Jamie Dimon, current chairman, president and chief executive of JPMorgan Chase and previous New York Federal Reserve Bank board member, then and now:
April 13, 2012:
"It’s a complete tempest in a teapot. Every bank has a major portfolio. In those portfolios, you make investments that you think are wise, that offset your exposures. Obviously it’s a big portfolio, we’re a large company, and we try to run it – it’s sophisticated, obviously with complex things, but at the end of the day, that’s our job is to invest that portfolio wisely and intelligently over a long period of time to earn income and to offset other exposures we have."

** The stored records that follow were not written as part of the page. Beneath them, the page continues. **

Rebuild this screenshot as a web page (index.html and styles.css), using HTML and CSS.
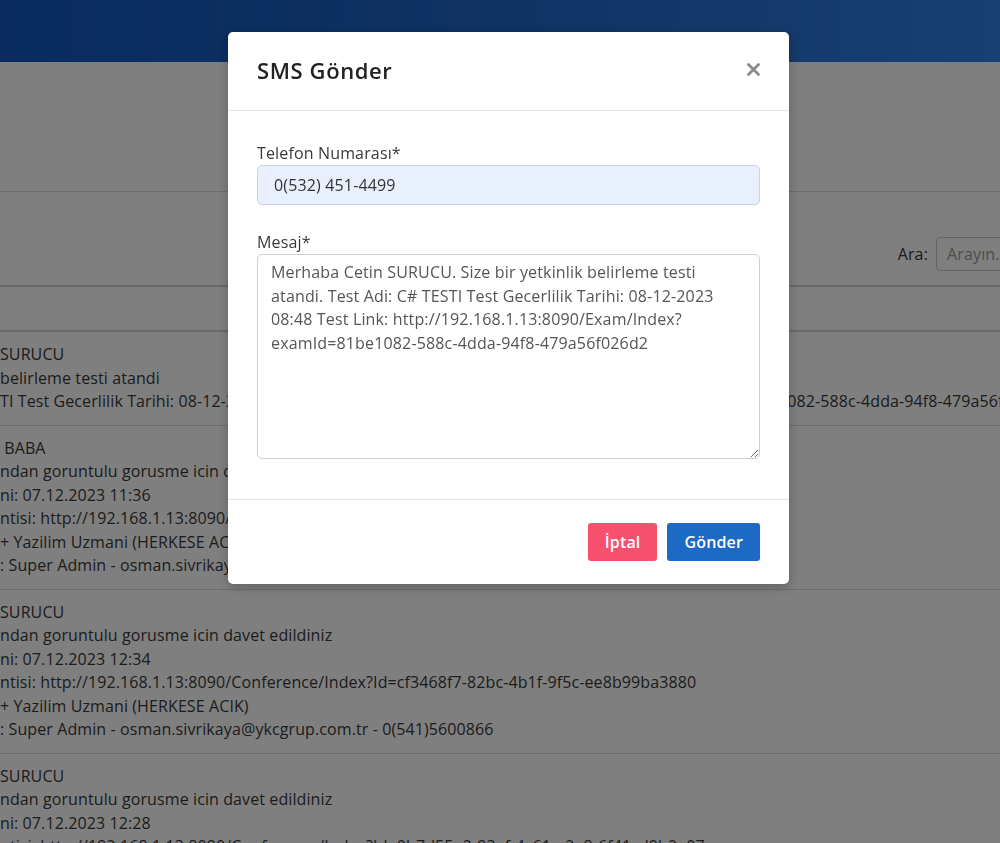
FILE: index.html
```html
<!DOCTYPE html>
<html lang="tr">
<head>
    <meta charset="UTF-8">
    <meta name="viewport" content="width=device-width, initial-scale=1.0">
    <title>SMS Gönder</title>
    <link rel="stylesheet" href="styles.css">
</head>
<body>
    <header class="topbar"></header>

    <main class="page">
        <div class="page-head"></div>

        <div class="card">
            <div class="card-tools">
                <label class="search-label" for="ara">Ara:</label>
                <input class="search-input" id="ara" type="text" placeholder="Arayın...">
            </div>

            <div class="list-head"></div>

            <div class="list-row">
                <div>SURUCU</div>
                <div>belirleme testi atandi</div>
                <div>TI Test Gecerlilik Tarihi: 08-12-2023 08:48 Test Link: http://192.168.1.13:8090/Exam/Index?examId=81be1082-588c-4dda-94f8-479a56f026d2</div>
            </div>
            <div class="list-row">
                <div>&nbsp;BABA</div>
                <div>ndan goruntulu gorusme icin davet edildiniz</div>
                <div>ni: 07.12.2023 11:36</div>
                <div>ntisi: http://192.168.1.13:8090/Conference/Index?Id=5a21c9e4-71d2-4e0a-8c3b-d2f61a0b7e14</div>
                <div>+ Yazilim Uzmani (HERKESE ACIK)</div>
                <div>: Super Admin - osman.sivrikaya@ykcgrup.com.tr - 0(541)5600866</div>
            </div>
            <div class="list-row">
                <div>SURUCU</div>
                <div>ndan goruntulu gorusme icin davet edildiniz</div>
                <div>ni: 07.12.2023 12:34</div>
                <div>ntisi: http://192.168.1.13:8090/Conference/Index?Id=cf3468f7-82bc-4b1f-9f5c-ee8b99ba3880</div>
                <div>+ Yazilim Uzmani (HERKESE ACIK)</div>
                <div>: Super Admin - osman.sivrikaya@ykcgrup.com.tr - 0(541)5600866</div>
            </div>
            <div class="list-row">
                <div>SURUCU</div>
                <div>ndan goruntulu gorusme icin davet edildiniz</div>
                <div>ni: 07.12.2023 12:28</div>
                <div>ntisi: http://192.168.1.13:8090/Conference/Index?Id=0b7d55e2-93af-4c61-a2e8-6f41cd9b2a07</div>
                <div>+ Yazilim Uzmani (HERKESE ACIK)</div>
                <div>: Super Admin - osman.sivrikaya@ykcgrup.com.tr - 0(541)5600866</div>
            </div>
        </div>
    </main>

    <!-- Modal: SMS gonder -->
    <div class="modal-backdrop"></div>
    <div class="modal">
        <div class="modal-dialog">
            <div class="modal-header">
                <h2 class="modal-title">SMS Gönder</h2>
                <button class="close-btn" type="button" aria-label="Kapat">
                    <svg width="13" height="13" viewBox="0 0 13 13">
                        <path d="M1.5 1.5 L11.5 11.5 M11.5 1.5 L1.5 11.5" stroke="#8a8a8a" stroke-width="2.8" stroke-linecap="round"/>
                    </svg>
                </button>
            </div>

            <div class="modal-body">
                <div class="form-group">
                    <label for="telefon">Telefon Numarası*</label>
                    <input class="form-control phone" id="telefon" type="text" value="0(532) 451-4499">
                </div>
                <div class="form-group">
                    <label for="mesaj">Mesaj*</label>
                    <textarea class="form-control message" id="mesaj">Merhaba Cetin SURUCU. Size bir yetkinlik belirleme testi atandi. Test Adi: C# TESTI Test Gecerlilik Tarihi: 08-12-2023 08:48 Test Link: http://192.168.1.13:8090/Exam/Index?examId=81be1082-588c-4dda-94f8-479a56f026d2</textarea>
                </div>
            </div>

            <div class="modal-footer">
                <button class="btn btn-cancel" type="button">İptal</button>
                <button class="btn btn-send" type="button">Gönder</button>
            </div>
        </div>
    </div>
</body>
</html>
```

FILE: styles.css
```css
:root {
    --text: #393939;
    --line: #dcdcdc;
    --pink: #f8506f;
    --blue: #1c69c6;
}

* {
    box-sizing: border-box;
}

body {
    margin: 0;
    font-family: 'Open Sans', sans-serif;
    font-size: 16px;
    letter-spacing: 0.15px;
    color: var(--text);
    background-color: #fff;
    overflow: hidden;
    height: 843px;
}

.topbar {
    height: 62px;
    background: linear-gradient(90deg, #1257bc 0%, #1f66c8 50%, #3080e6 100%);
}

.page-head {
    height: 129px;
}

.card {
    border-top: 1px solid var(--line);
}

.card-tools {
    display: flex;
    justify-content: flex-end;
    align-items: center;
    gap: 8px;
    height: 93px;
    padding-top: 30px;
}

.search-label {
    font-size: 16px;
}

.search-input {
    width: 160px;
    height: 34px;
    margin-right: -96px;
    padding: 0 10px;
    border: 1px solid #c8c8c8;
    border-radius: 4px;
    font-family: inherit;
    font-size: 16px;
    letter-spacing: inherit;
    color: var(--text);
}

.search-input::placeholder {
    color: #9a9a9a;
}

.list-head {
    height: 47px;
    border-top: 2px solid #d4d4d4;
    border-bottom: 2px solid #d4d4d4;
}

.list-row {
    padding: 11px 0;
    border-bottom: 1px solid var(--line);
    line-height: 23.5px;
    letter-spacing: 0.1px;
    white-space: nowrap;
}

/* arka plan karartma */
.modal-backdrop {
    position: fixed;
    inset: 0;
    background-color: rgba(0, 0, 0, 0.5);
}

.modal {
    position: fixed;
    inset: 0;
    padding: 32px 0 0 228px;
}

.modal-dialog {
    width: 561px;
    background-color: #fff;
    border-radius: 5px;
    box-shadow: 0 3px 12px rgba(0, 0, 0, 0.25);
}

.modal-header {
    display: flex;
    justify-content: space-between;
    align-items: center;
    height: 79px;
    padding: 0 29px;
    border-bottom: 1px solid #e6e6e6;
}

.modal-title {
    margin: 0 0 2px;
    font-size: 22px;
    font-weight: 600;
    letter-spacing: 0.6px;
    color: #222;
}

.close-btn {
    display: flex;
    padding: 0;
    margin-top: -4px;
    border: none;
    background: none;
    cursor: pointer;
}

.modal-body {
    padding: 31px 29px 40px;
}

.form-group + .form-group {
    margin-top: 26px;
}

.form-group label {
    display: block;
    margin-bottom: 1px;
    line-height: 22px;
    color: var(--text);
}

.form-control {
    display: block;
    width: 100%;
    font-family: inherit;
    font-size: 16px;
    letter-spacing: inherit;
    border-radius: 5px;
}

.phone {
    height: 40px;
    padding: 0 16px;
    background-color: #e8f0fe;
    border: 1px solid #c9d3e3;
    color: #333;
}

.message {
    height: 205px;
    padding: 6px 14px 6px 13px;
    border: 1px solid #cfcfcf;
    line-height: 23.5px;
    color: #555;
    resize: vertical;
}

.modal-footer {
    display: flex;
    justify-content: flex-end;
    gap: 10px;
    padding: 23px 29px;
    border-top: 1px solid #e6e6e6;
}

.btn {
    height: 38px;
    padding: 0 17px;
    border: none;
    border-radius: 3px;
    font-family: inherit;
    font-size: 16px;
    letter-spacing: inherit;
    font-weight: 600;
    color: #fff;
    cursor: pointer;
}

.btn-cancel {
    background-color: var(--pink);
}

.btn-send {
    background-color: var(--blue);
}
```
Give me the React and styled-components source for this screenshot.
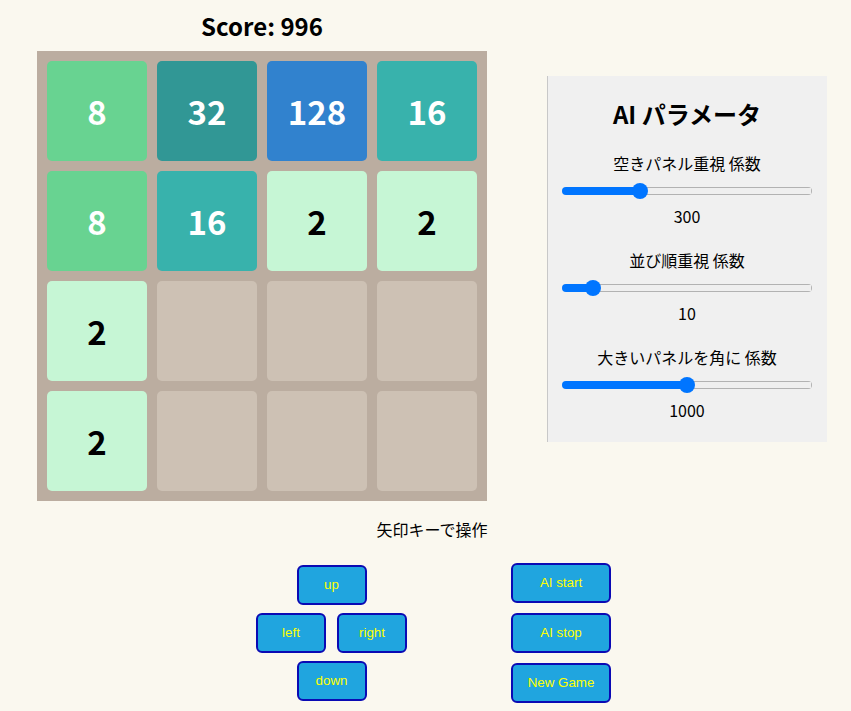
import React from "react";
import styled, { createGlobalStyle } from "styled-components";

const GlobalStyle = createGlobalStyle`
  html, body {
    margin: 0;
    padding: 0;
    background: #faf8ef;
    font-family: "Noto Sans CJK JP", "Noto Sans", sans-serif;
    color: #000;
  }
`;

const Page = styled.div`
  width: 790px;
  margin-left: 37px;
  display: flex;
  flex-direction: column;
`;

const TopRow = styled.div`
  display: flex;
  align-items: flex-start;
  gap: 60px;
`;

const GameColumn = styled.div`
  display: flex;
  flex-direction: column;
  width: 450px;
`;

const Score = styled.h2`
  margin: 0;
  height: 51px;
  font-size: 24px;
  font-weight: 700;
  line-height: 51px;
  text-align: center;
`;

const Board = styled.div`
  box-sizing: border-box;
  width: 450px;
  height: 450px;
  padding: 10px;
  background: #bbada0;
  display: grid;
  grid-template-columns: repeat(4, 100px);
  grid-template-rows: repeat(4, 100px);
  gap: 10px;
`;

const tileColors = {
  0: "#cdc1b4",
  2: "#c6f6d5",
  4: "#9ae6b4",
  8: "#68d391",
  16: "#38b2ac",
  32: "#319795",
  64: "#2c7a7b",
  128: "#3182ce",
};

const Tile = styled.div`
  border-radius: 5px;
  background: ${(p) => tileColors[p.$v] || "#2b6cb0"};
  color: ${(p) => (p.$v <= 4 ? "#000" : "#fff")};
  display: flex;
  align-items: center;
  justify-content: center;
  font-size: 33px;
  font-weight: 700;
`;

const Panel = styled.div`
  box-sizing: border-box;
  width: 280px;
  margin-top: 76px;
  background: #f0f0f0;
  border-left: 1px solid #c8c8c8;
  padding: 20px 15px 20px 14px;
  display: flex;
  flex-direction: column;
  gap: 20px;
`;

const PanelTitle = styled.h3`
  margin: 0 0 -1px;
  font-size: 24px;
  font-weight: 700;
  line-height: 36px;
  text-align: center;
`;

const Param = styled.div`
  display: flex;
  flex-direction: column;
  align-items: center;
`;

const ParamLabel = styled.div`
  font-size: 16px;
  line-height: 24px;
`;

const ParamValue = styled.div`
  font-size: 16px;
  line-height: 24px;
`;

const Slider = styled.input`
  -webkit-appearance: none;
  appearance: none;
  width: 250px;
  height: 16px;
  margin: 8px 0 5px;
  padding: 0;
  background: transparent;
  cursor: pointer;

  &::-webkit-slider-runnable-track {
    height: 8px;
    border-radius: 4px;
    background:
      linear-gradient(to right, #0075ff 0, #0075ff var(--fill), transparent var(--fill)),
      linear-gradient(#efefef, #efefef) center / calc(100% - 2px) calc(100% - 2px) no-repeat,
      #b2b2b2;
  }

  &::-webkit-slider-thumb {
    -webkit-appearance: none;
    appearance: none;
    width: 16px;
    height: 16px;
    margin-top: -4px;
    border: none;
    border-radius: 50%;
    background: #0075ff;
  }
`;

const Hint = styled.div`
  margin-top: 16px;
  font-size: 16px;
  line-height: 24px;
  text-align: center;
`;

const Controls = styled.div`
  margin-top: 22px;
  display: flex;
  justify-content: center;
  align-items: flex-start;
  gap: 104px;
  padding-left: 3px;
`;

const Pad = styled.div`
  margin-top: 2px;
  display: grid;
  grid-template-columns: 70px 70px;
  column-gap: 11px;
  row-gap: 8px;
`;

const PadRow = styled.div`
  grid-column: 1 / 3;
  display: flex;
  justify-content: center;
`;

const AiColumn = styled.div`
  display: flex;
  flex-direction: column;
  gap: 10px;
`;

const Btn = styled.button`
  box-sizing: border-box;
  width: ${(p) => (p.$wide ? "100px" : "70px")};
  height: 40px;
  padding: 0 0 1px;
  background: #20a5df;
  border: 2px solid #0a0ab4;
  border-radius: 6px;
  color: #ffff00;
  font-family: "Liberation Sans", Arial, sans-serif;
  font-size: 13.333px;
  cursor: pointer;
`;

const board = [
  [8, 32, 128, 16],
  [8, 16, 2, 2],
  [2, 0, 0, 0],
  [2, 0, 0, 0],
];

const params = [
  { label: "空きパネル重視 係数", value: 300, max: 1000 },
  { label: "並び順重視 係数", value: 10, max: 100 },
  { label: "大きいパネルを角に 係数", value: 1000, max: 2000 },
];

export default function App() {
  return (
    <>
      <GlobalStyle />
      <Page>
        <TopRow>
          <GameColumn>
            <Score>Score: 996</Score>
            <Board>
              {board.flat().map((v, i) => (
                <Tile key={i} $v={v}>
                  {v ? v : ""}
                </Tile>
              ))}
            </Board>
          </GameColumn>
          <Panel>
            <PanelTitle>AI パラメータ</PanelTitle>
            {params.map((p) => (
              <Param key={p.label}>
                <ParamLabel>{p.label}</ParamLabel>
                <Slider
                  type="range"
                  min={0}
                  max={p.max}
                  defaultValue={p.value}
                  style={{ "--fill": `${8 + (p.value / p.max) * 234}px` }}
                />
                <ParamValue>{p.value}</ParamValue>
              </Param>
            ))}
          </Panel>
        </TopRow>
        <Hint>矢印キーで操作</Hint>
        <Controls>
          <Pad>
            <PadRow>
              <Btn>up</Btn>
            </PadRow>
            <Btn>left</Btn>
            <Btn>right</Btn>
            <PadRow>
              <Btn>down</Btn>
            </PadRow>
          </Pad>
          <AiColumn>
            <Btn $wide>AI start</Btn>
            <Btn $wide>AI stop</Btn>
            <Btn $wide>New Game</Btn>
          </AiColumn>
        </Controls>
      </Page>
    </>
  );
}
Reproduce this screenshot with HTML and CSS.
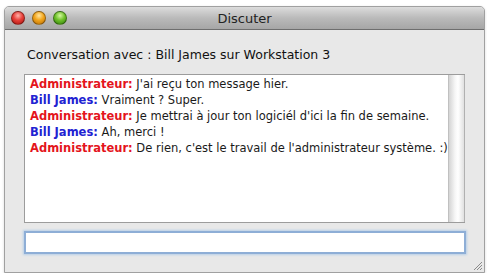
FILE: index.html
```html
<!DOCTYPE html>
<html lang="fr">

<head>
    <meta charset="UTF-8">
    <title>Discuter</title>
    <link rel="stylesheet" href="styles.css">
</head>

<body>
    <div id="window">
        <div id="titlebar">
            <div class="lights">
                <span class="light red"></span>
                <span class="light orange"></span>
                <span class="light green"></span>
            </div>
            <div id="title">Discuter</div>
        </div>

        <div id="content">
            <div id="label">Conversation avec : Bill James sur Workstation 3</div>

            <div id="chat">
                <div id="messages">
                    <div><span class="admin">Administrateur:</span> J'ai reçu ton message hier.</div>
                    <div><span class="bill">Bill James:</span> Vraiment ? Super.</div>
                    <div><span class="admin">Administrateur:</span> Je mettrai à jour ton logiciél d'ici la fin de semaine.</div>
                    <div><span class="bill">Bill James:</span> Ah, merci !</div>
                    <div><span class="admin">Administrateur:</span> De rien, c'est le travail de l'administrateur système. :)</div>
                </div>
                <div id="scrollbar"></div>
            </div>

            <input id="message" type="text">
        </div>

        <!-- poignée de redimensionnement -->
        <svg id="grip" width="11" height="11" viewBox="0 0 11 11">
            <path d="M10 2 L2 10 M10 5 L5 10 M10 8 L8 10" stroke="#8a8a8a" stroke-width="1" />
        </svg>
    </div>
</body>

</html>
```

FILE: styles.css
```css
* {
    box-sizing: border-box;
}

body {
    margin: 0;
    background: #ffffff;
    font-family: 'DejaVu Sans', sans-serif;
}

#window {
    position: relative;
    margin: 6px 0 0 4px;
    width: 481px;
    height: 267px;
    background: #e8e8e8;
    border: 1px solid #a0a0a0;
    border-radius: 5px 5px 0 0;
    box-shadow: 0 1px 3px rgba(0, 0, 0, 0.15);
    overflow: hidden;
}

#titlebar {
    position: relative;
    height: 23px;
    background: linear-gradient(#dcdcdc, #bababa 50%, #a6a6a6);
    border-bottom: 1px solid #6e6e6e;
    display: flex;
    align-items: center;
}

.lights {
    display: flex;
    gap: 7px;
    padding-left: 6px;
}

.light {
    width: 14px;
    height: 14px;
    border-radius: 50%;
    border: 1px solid rgba(0, 0, 0, 0.35);
}

.red {
    background: radial-gradient(circle at 50% 30%, #ffb0a8, #e8413a 45%, #a8120c);
}

.orange {
    background: radial-gradient(circle at 50% 30%, #ffe6a0, #f2a51c 45%, #b86d04);
}

.green {
    background: radial-gradient(circle at 50% 30%, #d6f7a0, #70c22c 45%, #2f7d08);
}

#title {
    position: absolute;
    left: 0;
    right: 0;
    top: 4px;
    text-align: center;
    font-size: 13px;
    color: #222;
}

#content {
    padding: 17px 18px 0 19px;
}

#label {
    font-size: 12.5px;
    color: #111;
    height: 27px;
    padding-left: 3px;
}

#chat {
    display: flex;
    height: 149px;
    background: #ffffff;
    border: 1px solid #9c9c9c;
    border-right: none;
    margin-right: 1px;
}

#messages {
    flex: 1;
    padding: 1px 0 0 5px;
    font-size: 11.5px;
    line-height: 16px;
    color: #1a1a1a;
    white-space: nowrap;
}

.admin {
    color: #e4141c;
    font-weight: bold;
}

.bill {
    color: #2222d2;
    font-weight: bold;
}

#scrollbar {
    width: 17px;
    background: linear-gradient(to right, #d4d4d4, #f6f6f6 40%, #ffffff 60%, #e0e0e0);
    border-left: 1px solid #c0c0c0;
    border-right: 1px solid #b0b0b0;
}

#message {
    display: block;
    margin-top: 8px;
    width: 442px;
    height: 23px;
    border: 2px solid #8eaed6;
    box-shadow: 0 0 2px 1px #b8cfe8;
    background: #ffffff;
    outline: none;
}

#grip {
    position: absolute;
    right: 1px;
    bottom: 1px;
}
```
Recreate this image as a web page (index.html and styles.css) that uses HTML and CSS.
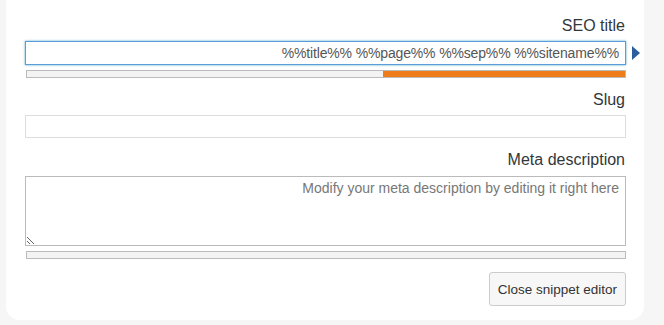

May 10, 2012 after disclosing a $2 billion trading loss:
"In hindsight, the new strategy was flawed, complex, poorly reviewed, poorly executed and poorly monitored. The portfolio has proven to be riskier, more volatile and less effective an economic hedge than we thought."
"These were egregious mistakes, they were self-inflicted,
we were accountable and we happened to violate our own standards and principles
by how we want to operate the company."
"I don’t know just because we are stupid doesn’t mean everybody else was."
Stupid does not seem like the right word, although we like that he uses it. Infantile is better. Sycophant, better still? Whichever, it presents yet more evidence for the need of character transparency from those in roles of fiduciary duty and public office in American society today.